I had hoped to hear some between-song anecdotes or stories about Prince during the show. I had envisioned something more like a memorial in a way — something more cathartic and raw — but each concert the band plays probably makes it easier to not dwell on the sadness of his absence and to just deliver a badass funk party. While writing this essay, I watched hours of interviews with the band, as well as other performances. One video of them performing in Minneapolis just months after Prince’s death shows just how intensely emotional their first reunion shows must have been.

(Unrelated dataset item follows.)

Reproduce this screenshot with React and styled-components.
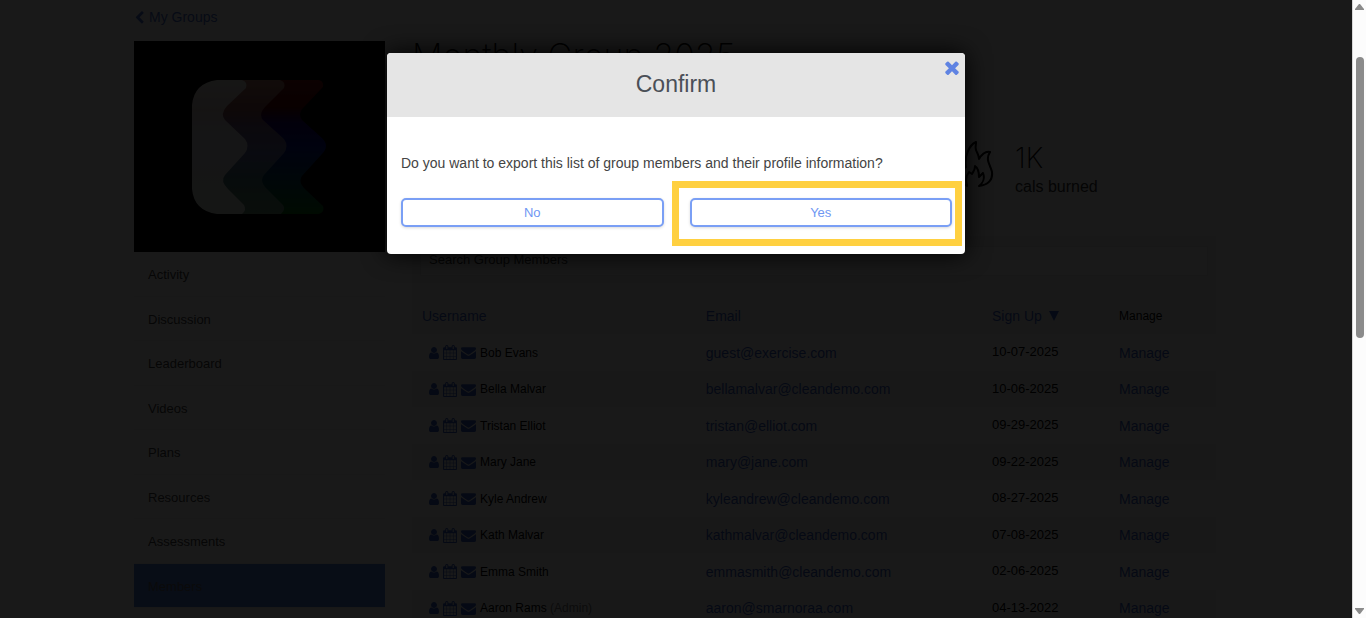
import React, { useState } from "react";
import styled, { createGlobalStyle } from "styled-components";

const ICONS = {
  user: "M1536 1399q0 109-62.5 187t-150.5 78h-854q-88 0-150.5-78t-62.5-187q0-85 8.5-160.5t31.5-152 58.5-131 94-89 134.5-34.5q131 128 313 128t313-128q76 0 134.5 34.5t94 89 58.5 131 31.5 152 8.5 160.5zm-256-887q0 159-112.5 271.5t-271.5 112.5-271.5-112.5-112.5-271.5 112.5-271.5 271.5-112.5 271.5 112.5 112.5 271.5z",
  calendar:
    "M192 1664h288v-288h-288v288zm352 0h320v-288h-320v288zm-352-352h288v-320h-288v320zm352 0h320v-320h-320v320zm-352-384h288v-288h-288v288zm736 736h320v-288h-320v288zm-384-736h320v-288h-320v288zm768 736h288v-288h-288v288zm-384-352h320v-320h-320v320zm-352-864v-288q0-13-9.5-22.5t-22.5-9.5h-64q-13 0-22.5 9.5t-9.5 22.5v288q0 13 9.5 22.5t22.5 9.5h64q13 0 22.5-9.5t9.5-22.5zm736 864h288v-320h-288v320zm-384-384h320v-288h-320v288zm384 0h288v-288h-288v288zm32-480v-288q0-13-9.5-22.5t-22.5-9.5h-64q-13 0-22.5 9.5t-9.5 22.5v288q0 13 9.5 22.5t22.5 9.5h64q13 0 22.5-9.5t9.5-22.5zm384-64v1280q0 52-38 90t-90 38h-1408q-52 0-90-38t-38-90v-1280q0-52 38-90t90-38h128v-96q0-66 47-113t113-47h64q66 0 113 47t47 113v96h384v-96q0-66 47-113t113-47h64q66 0 113 47t47 113v96h128q52 0 90 38t38 90z",
  envelope:
    "M1792 710v794q0 66-47 113t-113 47h-1472q-66 0-113-47t-47-113v-794q44 49 101 87 362 246 497 345 57 42 92.5 65.5t94.5 48 110 24.5h2q51 0 110-24.5t94.5-48 92.5-65.5q170-123 498-345 57-39 100-87zm0-294q0 79-49 151t-122 123q-376 261-468 325-10 7-42.5 31t-54 38.5-52 32.5-57.5 27-50 9h-2q-23 0-50-9t-57.5-27-52-32.5-54-38.5-42.5-31q-91-64-262-182.5t-205-142.5q-62-42-117-115.5t-55-136.5q0-78 41.5-130t118.5-52h1472q65 0 112.5 47t47.5 113z",
  times:
    "M1490 1322q0 40-28 68l-136 136q-28 28-68 28t-68-28l-294-294-294 294q-28 28-68 28t-68-28l-136-136q-28-28-28-68t28-68l294-294-294-294q-28-28-28-68t28-68l136-136q28-28 68-28t68 28l294 294 294-294q28-28 68-28t68 28l136 136q28 28 28 68t-28 68l-294 294 294 294q28 28 28 68z",
  chevronLeft:
    "M1427 301l-531 531 531 531q19 19 19 45t-19 45l-166 166q-19 19-45 19t-45-19l-742-742q-19-19-19-45t19-45l742-742q19-19 45-19t45 19l166 166q19 19 19 45t-19 45z",
};

const BOXES = {
  user: "256 0 1280 1792",
  calendar: "64 0 1664 1792",
  envelope: "0 0 1792 1792",
  times: "302 238 1188 1316",
  chevronLeft: "346 0 1100 1700",
};

const navItems = [
  "Activity",
  "Discussion",
  "Leaderboard",
  "Videos",
  "Plans",
  "Resources",
  "Assessments",
  "Members",
];

const members = [
  { name: "Bob Evans", email: "guest@exercise.com", date: "10-07-2025" },
  { name: "Bella Malvar", email: "bellamalvar@cleandemo.com", date: "10-06-2025" },
  { name: "Tristan Elliot", email: "tristan@elliot.com", date: "09-29-2025" },
  { name: "Mary Jane", email: "mary@jane.com", date: "09-22-2025" },
  { name: "Kyle Andrew", email: "kyleandrew@cleandemo.com", date: "08-27-2025" },
  { name: "Kath Malvar", email: "kathmalvar@cleandemo.com", date: "07-08-2025" },
  { name: "Emma Smith", email: "emmasmith@cleandemo.com", date: "02-06-2025" },
  { name: "Aaron Rams", email: "aaron@smarnoraa.com", date: "04-13-2022", admin: true },
];

const Icon = ({ name, width, height }) => (
  <svg width={width} height={height} viewBox={BOXES[name]} fill="currentColor" aria-hidden="true">
    <path d={ICONS[name]} />
  </svg>
);

const Logo = () => (
  <svg width="136" height="134" viewBox="0 0 136 134" aria-hidden="true">
    <defs>
      <linearGradient id="deep" x1="0" y1="0" x2="0" y2="1">
        <stop offset="0" stopColor="#7a1410" />
        <stop offset="0.2" stopColor="#5a0004" />
        <stop offset="0.32" stopColor="#1c0070" />
        <stop offset="0.5" stopColor="#001490" />
        <stop offset="0.72" stopColor="#004060" />
        <stop offset="1" stopColor="#006a10" />
      </linearGradient>
      <linearGradient id="mid" x1="0" y1="0" x2="0" y2="1">
        <stop offset="0" stopColor="#b07868" />
        <stop offset="0.22" stopColor="#8c5050" />
        <stop offset="0.34" stopColor="#705880" />
        <stop offset="0.55" stopColor="#6068a0" />
        <stop offset="0.75" stopColor="#487878" />
        <stop offset="1" stopColor="#648c70" />
      </linearGradient>
      <linearGradient id="pale" x1="0" y1="0" x2="0" y2="1">
        <stop offset="0" stopColor="#e0ded8" />
        <stop offset="0.22" stopColor="#d4c4c2" />
        <stop offset="0.4" stopColor="#d4d4dc" />
        <stop offset="1" stopColor="#d4dcd4" />
      </linearGradient>
    </defs>
    <path
      fill="url(#deep)"
      d="M60 0H127q5 1 4 7l-18 19q-8 7-3 14l20 18q8 8 0 16l-20 22q-4 6 3 13l18 17q2 6-4 8H60z"
    />
    <path
      fill="url(#mid)"
      d="M30 0H88q6 2 4 8L74 26q-8 8-3 14l21 19q5 7 0 14L72 95q-5 6 3 14l16 16q3 5-2 9H30z"
    />
    <path
      fill="url(#pale)"
      d="M25 0H50q6 2 4 8L35 26q-7 8-2 14l20 19q5 7 0 14L33 95q-5 6 3 14l16 16q3 5-2 9H25Q2 131 0 109V25Q2 3 25 0z"
    />
  </svg>
);

const Flame = () => (
  <svg
    width="36"
    height="46"
    viewBox="0 0 36 46"
    fill="none"
    stroke="#000"
    strokeWidth="2"
    strokeLinejoin="round"
    strokeLinecap="round"
    aria-hidden="true"
  >
    <path d="M9 45C2 41 0 32 4 23c1 3 2 5 4 3C6 16 11 4 18 1c0 4-1 5 0 8s3 5 3 9c3-5 7-8 11-7-5 8 0 12 2 20 1 8-4 13-13 14 4-3 6-8 4-13l-4 4c0-5-1-9-4-11 0 5-2 5-3 8l-3-2c-4 5-3 10-2 13z" />
  </svg>
);

const App = () => {
  const [showConfirm, setShowConfirm] = useState(true);
  const [search, setSearch] = useState("");

  const close = () => setShowConfirm(false);

  return (
    <>
      <GlobalStyle />
      <Shell>
        <Page>
          <Content>
            <BackLink href="#groups">
              <Icon name="chevronLeft" width={9} height={13} />
              My Groups
            </BackLink>
            <Columns>
              <Sidebar>
                <Cover>
                  <Logo />
                </Cover>
                <Nav>
                  {navItems.map((item) => (
                    <NavLink key={item} href={`#${item.toLowerCase()}`} $active={item === "Members"}>
                      {item}
                    </NavLink>
                  ))}
                </Nav>
              </Sidebar>
              <Main>
                <Title>Monthly Group 2025</Title>
                <Stats>
                  <Stat>
                    <Flame />
                    <div>
                      <StatValue>1K</StatValue>
                      <StatLabel>cals burned</StatLabel>
                    </div>
                  </Stat>
                </Stats>
                <SearchPanel>
                  <SearchInput
                    type="text"
                    aria-label="Search Group Members"
                    placeholder="Search Group Members"
                    value={search}
                    onChange={({ target }) => setSearch(target.value)}
                  />
                </SearchPanel>
                <Table>
                  <thead>
                    <tr>
                      <HeadCell $width="35.3%">
                        <TextLink href="#username">Username</TextLink>
                      </HeadCell>
                      <HeadCell $width="35.6%">
                        <TextLink href="#email">Email</TextLink>
                      </HeadCell>
                      <HeadCell $width="15.8%">
                        <SortLink href="#signup">
                          Sign Up
                          <SortArrow viewBox="0 0 10 10" aria-hidden="true">
                            <path d="M0 0h10L5 10z" />
                          </SortArrow>
                        </SortLink>
                      </HeadCell>
                      <HeadCell>Manage</HeadCell>
                    </tr>
                  </thead>
                  <tbody>
                    {members.map((member) => (
                      <Row key={member.email}>
                        <Cell>
                          <Member>
                            <IconLink href="#profile" aria-label="Profile">
                              <Icon name="user" width={10} height={14} />
                            </IconLink>
                            <IconLink href="#calendar" aria-label="Calendar">
                              <Icon name="calendar" width={14} height={15} />
                            </IconLink>
                            <IconLink href="#message" aria-label="Message">
                              <Icon name="envelope" width={15} height={15} />
                            </IconLink>
                            <span>
                              {member.name} {member.admin && <Role>(Admin)</Role>}
                            </span>
                          </Member>
                        </Cell>
                        <Cell>
                          <TextLink href={`mailto:${member.email}`}>{member.email}</TextLink>
                        </Cell>
                        <DateCell>{member.date}</DateCell>
                        <Cell>
                          <TextLink href="#manage">Manage</TextLink>
                        </Cell>
                      </Row>
                    ))}
                  </tbody>
                </Table>
              </Main>
            </Columns>
          </Content>
          {showConfirm && (
            <Overlay>
              <Modal role="dialog" aria-modal="true" aria-labelledby="confirm-title">
                <ModalHeader>
                  <ModalTitle id="confirm-title">Confirm</ModalTitle>
                  <CloseButton type="button" aria-label="Close" onClick={close}>
                    <Icon name="times" width={14} height={15} />
                  </CloseButton>
                </ModalHeader>
                <ModalBody>
                  <Question>
                    Do you want to export this list of group members and their profile information?
                  </Question>
                  <Actions>
                    <ActionButton type="button" onClick={close}>
                      No
                    </ActionButton>
                    <Highlight>
                      <ActionButton type="button" onClick={close}>
                        Yes
                      </ActionButton>
                    </Highlight>
                  </Actions>
                </ModalBody>
              </Modal>
            </Overlay>
          )}
        </Page>
        <ScrollTrack aria-hidden="true">
          <Arrow viewBox="0 0 9 6">
            <path d="M4 0h1l4 5v1H0V5z" />
          </Arrow>
          <ScrollRail>
            <ScrollThumb />
          </ScrollRail>
          <Arrow viewBox="0 0 9 6">
            <path d="M4 6h1l4-5V0H0v1z" />
          </Arrow>
        </ScrollTrack>
      </Shell>
    </>
  );
};

const GlobalStyle = createGlobalStyle`
  * {
    box-sizing: border-box;
  }

  body {
    margin: 0;
    background: #fff;
    color: #000;
    font-family: "Liberation Sans", Arial, sans-serif;
    font-size: 14px;
  }

  svg {
    display: block;
    flex: none;
  }
`;

const Shell = styled.div`
  display: flex;
  height: 100vh;
  overflow: hidden;
`;

const Page = styled.div`
  position: relative;
  flex: 1;
  overflow: hidden;
`;

const Content = styled.div`
  padding: 0 136px 0 134px;
`;

const BackLink = styled.a`
  display: flex;
  align-items: center;
  gap: 5px;
  height: 34px;
  padding-left: 1px;
  color: #4a6fd0;
  text-decoration: none;
`;

const Columns = styled.div`
  display: flex;
  align-items: flex-start;
  gap: 27px;
`;

const Sidebar = styled.aside`
  flex: 0 0 251px;
  padding-top: 7px;
`;

const Cover = styled.div`
  display: flex;
  align-items: center;
  justify-content: center;
  height: 211px;
  background: #000;
`;

const Nav = styled.nav`
  display: grid;
  grid-auto-rows: 1fr;
  height: 356px;
`;

const NavLink = styled.a`
  display: flex;
  align-items: center;
  padding: 2px 14px 0;
  border-bottom: 1px solid #f0f0f0;
  background: ${({ $active }) => ($active ? "#5080e0" : "transparent")};
  color: ${({ $active }) => ($active ? "#6a6a6a" : "#444")};
  font-size: 13px;
  text-decoration: none;
`;

const Main = styled.main`
  flex: 1;
  min-width: 0;
`;

const Title = styled.h1`
  margin: 0;
  font-family: Inter, "Liberation Sans", sans-serif;
  font-size: 34px;
  font-weight: 200;
  line-height: 44px;
`;

const Stats = styled.div`
  display: grid;
  grid-template-columns: repeat(3, 1fr);
  padding: 63px 0 37px;
`;

const Stat = styled.div`
  grid-column: 3;
  display: flex;
  align-items: flex-start;
  gap: 21px;
  padding-left: 10px;
`;

const StatValue = styled.div`
  font-family: Inter, "Liberation Sans", sans-serif;
  font-size: 28px;
  font-weight: 200;
  line-height: 34px;
`;

const StatLabel = styled.div`
  color: #333;
  font-size: 16px;
  line-height: 24px;
`;

const SearchPanel = styled.div`
  padding: 10px 8px 22px;
  background: #f6f6f6;
`;

const SearchInput = styled.input`
  display: block;
  width: 100%;
  height: 30px;
  padding: 0 8px 4px;
  border: 1px solid #e8e8e8;
  background: #fff;
  font: inherit;
  font-size: 13px;

  &::placeholder {
    color: #333;
    opacity: 1;
  }
`;

const Table = styled.table`
  width: 100%;
  border-collapse: collapse;
  table-layout: fixed;
`;

const HeadCell = styled.th`
  width: ${({ $width }) => $width || "auto"};
  height: 36px;
  padding: 0 10px;
  background: #f6f6f6;
  font-size: 12px;
  font-weight: 400;
  text-align: left;
`;

const Row = styled.tr`
  height: 37px;

  &:nth-child(even) {
    height: 36px;
    background: #f6f6f6;
  }
`;

const Cell = styled.td`
  padding: 0 10px;
  font-size: 12px;
  white-space: nowrap;
`;

const DateCell = styled(Cell)`
  padding-bottom: 2px;
  font-size: 13px;
`;

const Member = styled.div`
  display: flex;
  align-items: center;
  gap: 4px;
  padding-left: 7px;
`;

const IconLink = styled.a`
  color: #3a62c8;
`;

const TextLink = styled.a`
  color: #3a62c8;
  font-size: 14px;
  text-decoration: none;
`;

const SortLink = styled(TextLink)`
  display: flex;
  align-items: center;
  gap: 7px;
`;

const SortArrow = styled.svg`
  width: 10px;
  height: 10px;
  fill: currentColor;
`;

const Role = styled.span`
  color: #777;
`;

const Overlay = styled.div`
  position: absolute;
  inset: 0;
  display: flex;
  align-items: flex-start;
  justify-content: center;
  padding-top: 53px;
  background: rgba(0, 0, 0, 0.9);
`;

const Modal = styled.section`
  width: 578px;
  border-radius: 4px;
  background: #fff;
  box-shadow: 0 0 24px #000;
`;

const ModalHeader = styled.header`
  position: relative;
  padding: 15px 0 17px;
  border-radius: 4px 4px 0 0;
  background: #e5e5e5;
`;

const ModalTitle = styled.h2`
  margin: 0;
  color: #4a4f57;
  font-size: 23px;
  font-weight: 400;
  line-height: 32px;
  text-align: center;
`;

const CloseButton = styled.button`
  position: absolute;
  top: 7px;
  right: 6px;
  padding: 0;
  border: 0;
  background: none;
  color: #5f83e2;
  cursor: pointer;
`;

const ModalBody = styled.div`
  padding: 36px 13px 27px 14px;
`;

const Question = styled.p`
  margin: 0 0 25px;
  color: #444;
  font-size: 14px;
  line-height: 20px;
`;

const Actions = styled.div`
  display: grid;
  grid-template-columns: 1fr 1fr;
  gap: 26px;
`;

const ActionButton = styled.button`
  width: 100%;
  height: 29px;
  padding: 0;
  border: 2px solid #7a9ff5;
  border-radius: 5px;
  background: #fff;
  box-shadow: 0 1px 3px rgba(0, 0, 0, 0.15);
  color: #6f97f3;
  font: inherit;
  font-size: 13px;
  cursor: pointer;
`;

const Highlight = styled.div`
  position: relative;

  &::after {
    content: "";
    position: absolute;
    inset: -17px -10px -19px -18px;
    border: 7px solid #ffd040;
    pointer-events: none;
  }
`;

const ScrollTrack = styled.div`
  display: flex;
  flex: 0 0 14px;
  flex-direction: column;
  align-items: center;
  padding: 4px 0;
  border-left: 1px solid #d8d8d8;
  background: #fcfcfc;
`;

const Arrow = styled.svg`
  width: 9px;
  height: 6px;
  fill: #8b8b8b;
`;

const ScrollRail = styled.div`
  flex: 1;
  padding-top: 47px;
`;

const ScrollThumb = styled.div`
  width: 8px;
  height: 51%;
  border-radius: 4px;
  background: #8b8b8b;
`;

export default App;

In it, Wendy struggles to sing the beautiful ballad, “Sometimes It Snows In April.” It’s hard to watch and not cry when Wendy sings the last lines: “Sometimes I wish that life was never ending/ But all good things, they say, never last/ And love, it isn’t love until it’s past.” At the end of the set in Portland, over two years after his death, there is still plenty of melancholy and feelings of loss from Prince’s departure. The Revolution start playing those familiar opening chords of “Purple Rain.” It’s one of his songs that I’ve heard thousands of times and, frankly, I don’t care if I don’t hear it again for a long time. But the band plays it with the perfect blend of strength and vulnerability, and the sentiment of the words hits hard. It could almost be an apology letter to the band he disbanded at the height of their power. Wendy sings, “I never meant to cause you any sorrow/ I never meant to cause you any pain.” I see a couple near the stage, holding each other, almost slow dancing. They seem so deeply connected, and they’re crying, like the song is part of their life story. They look like normal, ordinary people that I see every day out in the world — at a grocery store or on the bus. But in this setting, with the music in the air and the room riveted to every note, they glow, and look enchanted. I remember dancing with Angie to this song way back when, but it probably wasn’t as important to us as it is for this couple. We were just kids, after all.